As with the proposal for term limits for branch officers about which I blogged earlier this suggestion is superficially radical. It appears to speak to a desire to spread and share responsibility (as if trade unions, and the participation of activists within them, were ends in themselves).
The formulaic approach of those who think that the main thing is to "share" "facility time" (which approach is eagerly shared in the national offices of our trade unions by those with an equal lack of practical experience) is of no help whatsoever in trying to use the legal rights we have to secure the time we need to do the work which has to be done.
It might well be better, in any particular set of circumstances, to have two activists sharing an amount of time off work to carry out defined trade union duties (or to have three, or four or five!) However, whether this is in fact a better way to represent workers' interests is a practical question to be decided on the basis of an analysis of those particular concrete circumstances.

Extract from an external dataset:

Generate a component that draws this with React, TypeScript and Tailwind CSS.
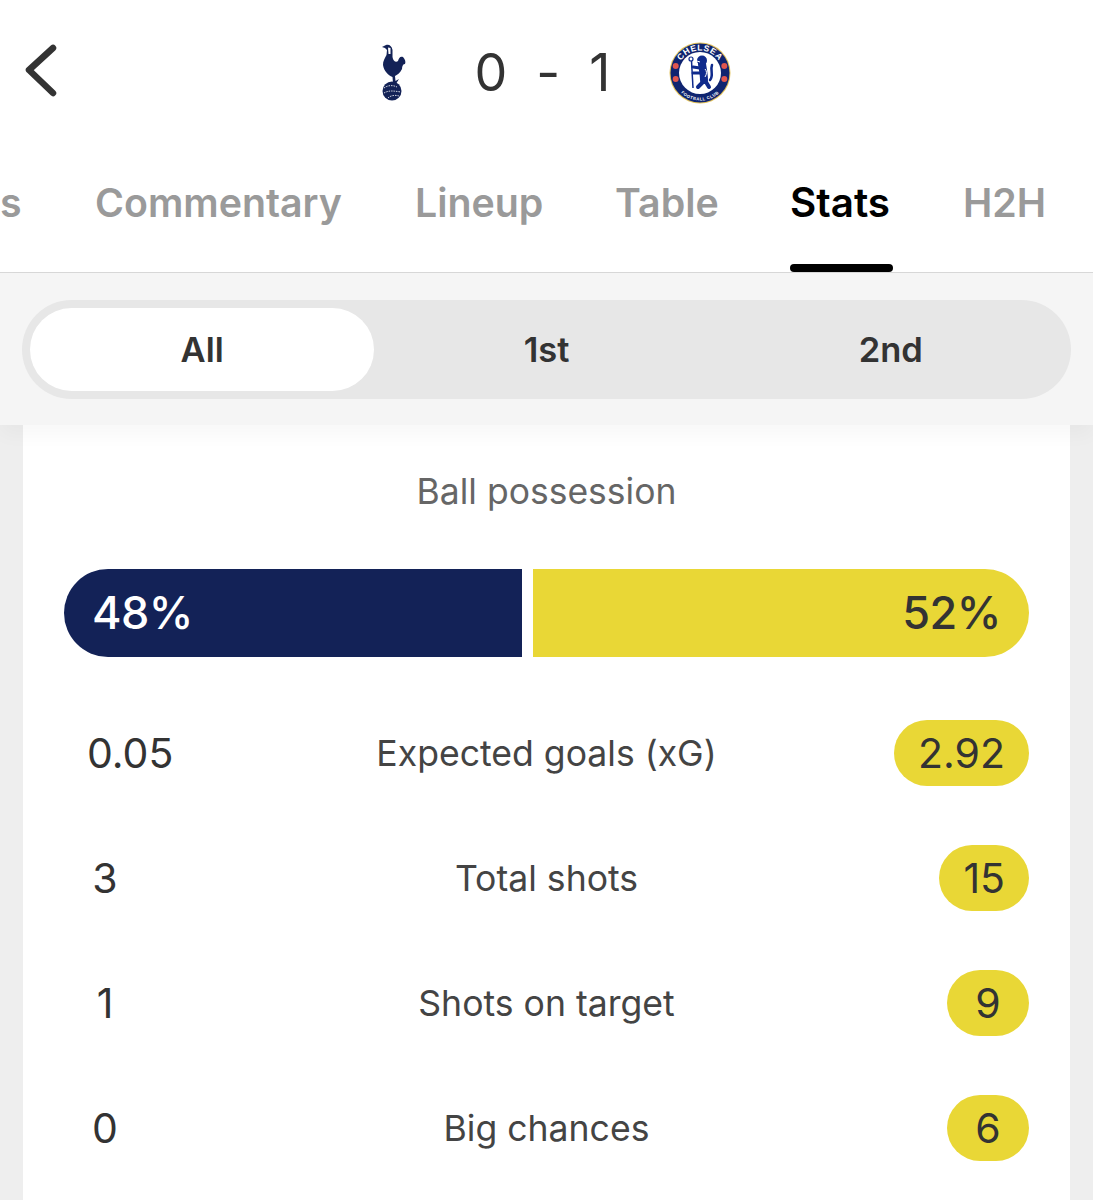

To adopt - as a principle - the idea that no one should be on full-time release echoes the approach of the anarchists who sought trade unions which would employ no staff. This was a position which was principled, consistent and coherent. Its relevance to our movement today can be seen by the number of workers who have chosen to belong to organisations which apply such principles.
Not a lot.
The real problem of ensuring the accountability of elected lay leaders to the workers they represent can only be resolved politically, by democratic challenge, not administratively be dictating in advance formulas composed on the back of a beer mat.
Once more, addressing my friends and comrades who are Lambeth Activists I suggest that the practical way to deal with the distribution of trade union time off is to stand candidates for election to union positions who wish to adopt your preferred approach.
If there aren't two (or more) people willing to share some duties (so that no one needs to be released full-time) than a "principled" approach to refusing full-time release is an untimely gift to the employers, simultaneously hobbling the rank and file in their interaction with the trade union bureaucracy.
And if there are two (or more) such people, and if rank and file trade unionists are persuaded by them that they, sharing work out, will be better than a solo incumbent, then they will win election without the need for administrative manoeuvres to prevent full-time release.
The answers to political problems is political, not administrative and the way to win workers to a different leadership is to show leadership.
The amount of time off work required by any union representative is a practical, tactical question, not one of principle. To advance an argument (of principle) against full-time release at a time when the Government and its outriders are encouraging attacks upon trade union time off could justly be described as foolish.